Our Lady of Czestochowa, the most famous shrine in Poland, and that country’s patroness, is shrouded in mystery. Legend has it that the original was painted – perhaps ‘written’ in Easter terminology – by Saint Luke himself; that the icon was discovered by Saint Helena in 326, and given to her son, Constantine, who brought it to the Eastern capital he had founded, which he named, naturally enough for an Emperor, after himself. From there, by means we know not, it eventually ended up in Poland apparently in 1384, as it was brought on its way by the Polish Prince Ladislaus from the great city in the tumult of that century.
It was at Jasna Gora – the ‘bright field’, outside Czestochowa – that the horses mysteriously refused to move any farther. So there it was left, and there it resides to this day, in the great shrine built around the icon.

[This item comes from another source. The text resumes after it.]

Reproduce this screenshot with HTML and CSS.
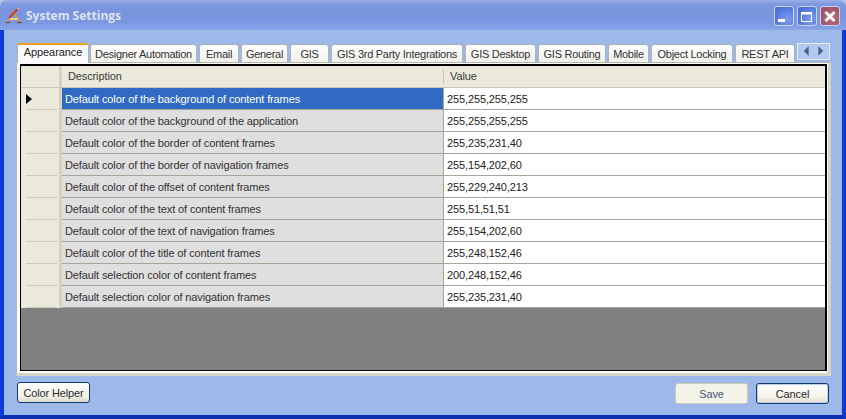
FILE: index.html
```html
<!DOCTYPE html>
<html lang="en">
<head>
<meta charset="utf-8">
<title>System Settings</title>
<link rel="stylesheet" href="styles.css">
</head>
<body>
<div class="window">
  <header class="titlebar">
    <svg class="app-icon" width="18" height="18" viewBox="0 0 18 18">
      <path d="M2.5 15 L8.5 5 L14.5 15" fill="none" stroke="#d99a3c" stroke-width="1.6"/>
      <path d="M4.5 12 H12.5" stroke="#f2cf78" stroke-width="1.8"/>
      <path d="M1 15.5 H5 M12 15.5 H16.5" stroke="#6b5a42" stroke-width="1.3"/>
      <path d="M4 11 L12.5 2" stroke="#c33f3a" stroke-width="2.2"/>
      <path d="M12.5 2 L13.5 1" stroke="#f0d0b0" stroke-width="1.6"/>
    </svg>
    <span class="title">System Settings</span>
    <div class="caption-buttons">
      <div class="cap cap-blue">
        <svg width="20" height="20" viewBox="0 0 20 20"><rect x="4" y="13" width="7" height="3" fill="#fff"/></svg>
      </div>
      <div class="cap cap-blue">
        <svg width="20" height="20" viewBox="0 0 20 20"><path d="M4.5 6.5 H14.5 V15.5 H4.5 Z" fill="none" stroke="#fff"/><rect x="4" y="6" width="11" height="2.5" fill="#fff"/></svg>
      </div>
      <div class="cap cap-red">
        <svg width="20" height="20" viewBox="0 0 20 20"><path d="M5.5 6 L14.5 15 M14.5 6 L5.5 15" stroke="#fff" stroke-width="3"/></svg>
      </div>
    </div>
  </header>
  <div class="client">
    <div class="tabstrip">
      <div class="tab active t1">Appearance</div>
      <div class="tab t2">Designer Automation</div>
      <div class="tab t3">Email</div>
      <div class="tab t4">General</div>
      <div class="tab t5">GIS</div>
      <div class="tab t6">GIS 3rd Party Integrations</div>
      <div class="tab t7">GIS Desktop</div>
      <div class="tab t8">GIS Routing</div>
      <div class="tab t9">Mobile</div>
      <div class="tab t10">Object Locking</div>
      <div class="tab t11">REST API</div>
      <div class="tab-scroll">
        <svg width="33" height="16" viewBox="0 0 33 16">
          <path d="M12 3 L7 8 L12 13 Z" fill="#4a5f85"/>
          <path d="M22 3 L27 8 L22 13 Z" fill="#4a5f85"/>
        </svg>
      </div>
    </div>
    <div class="tabpage">
      <div class="grid">
        <div class="row head">
          <div class="rowhead"></div>
          <div class="cell desc"><span class="headlabel">Description</span></div>
          <div class="cell val"><span class="headlabel">Value</span></div>
        </div>
        <div class="row selected">
          <div class="rowhead"><svg width="6" height="10" viewBox="0 0 6 10"><path d="M0 0 L6 5 L0 10 Z" fill="#000"/></svg></div>
          <div class="cell desc">Default color of the background of content frames</div>
          <div class="cell val">255,255,255,255</div>
        </div>
        <div class="row"><div class="rowhead"></div><div class="cell desc">Default color of the background of the application</div><div class="cell val">255,255,255,255</div></div>
        <div class="row"><div class="rowhead"></div><div class="cell desc">Default color of the border of content frames</div><div class="cell val">255,235,231,40</div></div>
        <div class="row"><div class="rowhead"></div><div class="cell desc">Default color of the border of navigation frames</div><div class="cell val">255,154,202,60</div></div>
        <div class="row"><div class="rowhead"></div><div class="cell desc">Default color of the offset of content frames</div><div class="cell val">255,229,240,213</div></div>
        <div class="row"><div class="rowhead"></div><div class="cell desc">Default color of the text of content frames</div><div class="cell val">255,51,51,51</div></div>
        <div class="row"><div class="rowhead"></div><div class="cell desc">Default color of the text of navigation frames</div><div class="cell val">255,154,202,60</div></div>
        <div class="row"><div class="rowhead"></div><div class="cell desc">Default color of the title of content frames</div><div class="cell val">255,248,152,46</div></div>
        <div class="row"><div class="rowhead"></div><div class="cell desc">Default selection color of content frames</div><div class="cell val">200,248,152,46</div></div>
        <div class="row"><div class="rowhead"></div><div class="cell desc">Default selection color of navigation frames</div><div class="cell val">255,235,231,40</div></div>
      </div>
    </div>
    <div class="footer">
      <button class="btn">Color Helper</button>
      <div class="footer-right">
        <button class="btn disabled">Save</button>
        <button class="btn default">Cancel</button>
      </div>
    </div>
  </div>
</div>
</body>
</html>
```
FILE: styles.css
```css
* { box-sizing: border-box; }
html, body { margin: 0; padding: 0; }
body {
  width: 846px;
  height: 419px;
  overflow: hidden;
  background: #b8c4e0;
  font-family: "Liberation Sans", Arial, sans-serif;
  font-size: 11px;
  color: #000;
}
.window {
  width: 846px;
  height: 419px;
  display: flex;
  flex-direction: column;
  border-radius: 7px 7px 0 0;
  overflow: hidden;
  background: #9db9ea;
}
.titlebar {
  height: 30px;
  flex: none;
  display: flex;
  align-items: center;
  padding: 0 6px 0 5px;
  background: linear-gradient(to bottom, #9aaee6 0, #7e9ae0 4px, #7a94de 12px, #7c97e2 22px, #84a1e6 28px, #8aa6e8 30px);
}
.app-icon { flex: none; margin-top: 1px; }
.title {
  margin-left: 3px;
  font-family: "Open Sans", sans-serif;
  font-weight: 700;
  font-size: 12px;
  color: #dbe2f6;
}
.caption-buttons {
  margin-left: auto;
  display: flex;
  gap: 3px;
  margin-top: 2px;
}
.cap {
  width: 20px;
  height: 20px;
  border: 1px solid #c8d4f2;
  border-radius: 3px;
  overflow: hidden;
}
.cap svg { display: block; margin: -1px; }
.cap-blue { background: radial-gradient(circle at 70% 70%, #7f9df0, #4a6fd8 80%); }
.cap-red { background: radial-gradient(circle at 60% 60%, #b8707e, #a0505f 80%); }
.client {
  flex: 1;
  display: flex;
  flex-direction: column;
  border-left: 4px solid #0a3ad8;
  border-right: 4px solid #0a3ad8;
  border-bottom: 4px solid #0a2fb0;
  padding: 13px 12px 0 12px;
  background: #9db9ea;
}
.tabstrip {
  position: relative;
  height: 19px;
  flex: none;
  display: flex;
  align-items: flex-end;
  z-index: 1;
}
.tab {
  flex: none;
  height: 18px;
  margin-right: 2px;
  background: linear-gradient(to bottom, #fff, #f1f0ea);
  border: 1px solid #a9b4bd;
  border-bottom: none;
  border-radius: 3px 3px 0 0;
  text-align: center;
  line-height: 18px;
  white-space: nowrap;
  letter-spacing: -0.28px;
  color: #333;
}
.tab.active {
  height: 20px;
  margin-bottom: -1px;
  margin-right: 1px;
  background: #fcfcfe;
  border-top: 2px solid #f0a020;
  line-height: 15px;
  color: #222;
  letter-spacing: -0.1px;
}
.t1 { width: 72px; margin-left: 1px; }
.t2 { width: 107px; }
.t3 { width: 40px; }
.t4 { width: 47px; }
.t5 { width: 39px; }
.t6 { width: 132px; }
.t7 { width: 71px; }
.t8 { width: 68px; }
.t9 { width: 41px; }
.t10 { width: 82px; }
.t11 { width: 60px; }
.tab-scroll {
  flex: none;
  width: 33px;
  height: 17px;
  margin-bottom: 2px;
  background: #b3c8f0;
  border: 1px solid #e4ebfa;
  display: flex;
}
.tab-scroll svg { display: block; margin: -1px 0 0 -1px; }
.tabpage {
  width: 815px;
  height: 314px;
  flex: none;
  background: #fcfcfe;
  border: 1px solid #b5b8a8;
  border-right: 3px solid #d8d5c5;
  border-bottom: 3px solid #d8d5c5;
  padding: 1px 0 0 3px;
}
.grid {
  width: 807px;
  height: 307px;
  border: 1px solid #000;
  border-top-width: 2px;
  border-right-width: 2px;
  background: #808080;
}
.row {
  display: flex;
  height: 22px;
}
.row.head {
  background: #ebe9dc;
  border-bottom: 1px solid #c9c6b6;
}
.rowhead {
  width: 41px;
  flex: none;
  background: linear-gradient(#cfccbc, #cfccbc) 5px 100% / 31px 1px no-repeat, #ebe9dc;
  border-right: 3px solid #d4d1c1;
  display: flex;
  align-items: center;
  padding-left: 5px;
}
.head .rowhead { background: #ebe9dc; }
.cell {
  flex: none;
  line-height: 23px;
  padding-left: 4px;
  white-space: nowrap;
  overflow: hidden;
  letter-spacing: -0.12px;
  border-bottom: 1px solid #a8a598;
  color: #222;
}
.cell.desc {
  width: 382px;
  padding-left: 3px;
  background: #dfdfdf;
  color: #333;
  border-right: 1px solid #a8a598;
}
.cell.val {
  width: 381px;
  padding-left: 3px;
  background: #fff;
}
.head .cell {
  background: #ebe9dc;
  color: #3c3c3c;
  border-bottom: none;
  padding-left: 6px;
  margin: 3px 0;
  line-height: 15px;
  height: 15px;
}
.head .cell.desc { border-right: 1px solid #c9c6b6; }
.selected .cell.desc {
  background: #316ac5;
  color: #fff;
}
.footer {
  display: flex;
  justify-content: space-between;
  padding: 6px 1px 0 1px;
}
.footer-right {
  display: flex;
  gap: 8px;
  margin-top: 1px;
}
.btn {
  width: 73px;
  height: 21px;
  padding: 0;
  font: inherit;
  letter-spacing: -0.15px;
  color: #2a2a2a;
  border: 1px solid #0f3b72;
  border-radius: 3px;
  background: linear-gradient(to bottom, #fff, #f3f2ea 70%, #dcd8c8);
}
.btn.disabled {
  color: #4a5472;
  border-color: #cdcab8;
  background: #f4f3ea;
}
.btn.default {
  box-shadow: inset 0 0 0 1px #bcd0ee;
}
```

One further legend: A half-century on, in 1430, Hussite raiders stormed the shrine, attempting to carry off the image. Once again, their horses refused to move an inch, so one of the raiders slashed the image once, then twice – he tried a third time, before falling to the ground, dying in agony. The scars still remain, a sign of the suffering Our Lady has endured, with her Son, for our salvation. To this day, the shrine at Jasna Gora receives tens of thousands of pilgrims each year, and we know not how many answers to prayer, even miracles, flow from this ancient icon, the Mother of God Hodegetria, ‘showing us the Way’, to the fullness of truth and of life.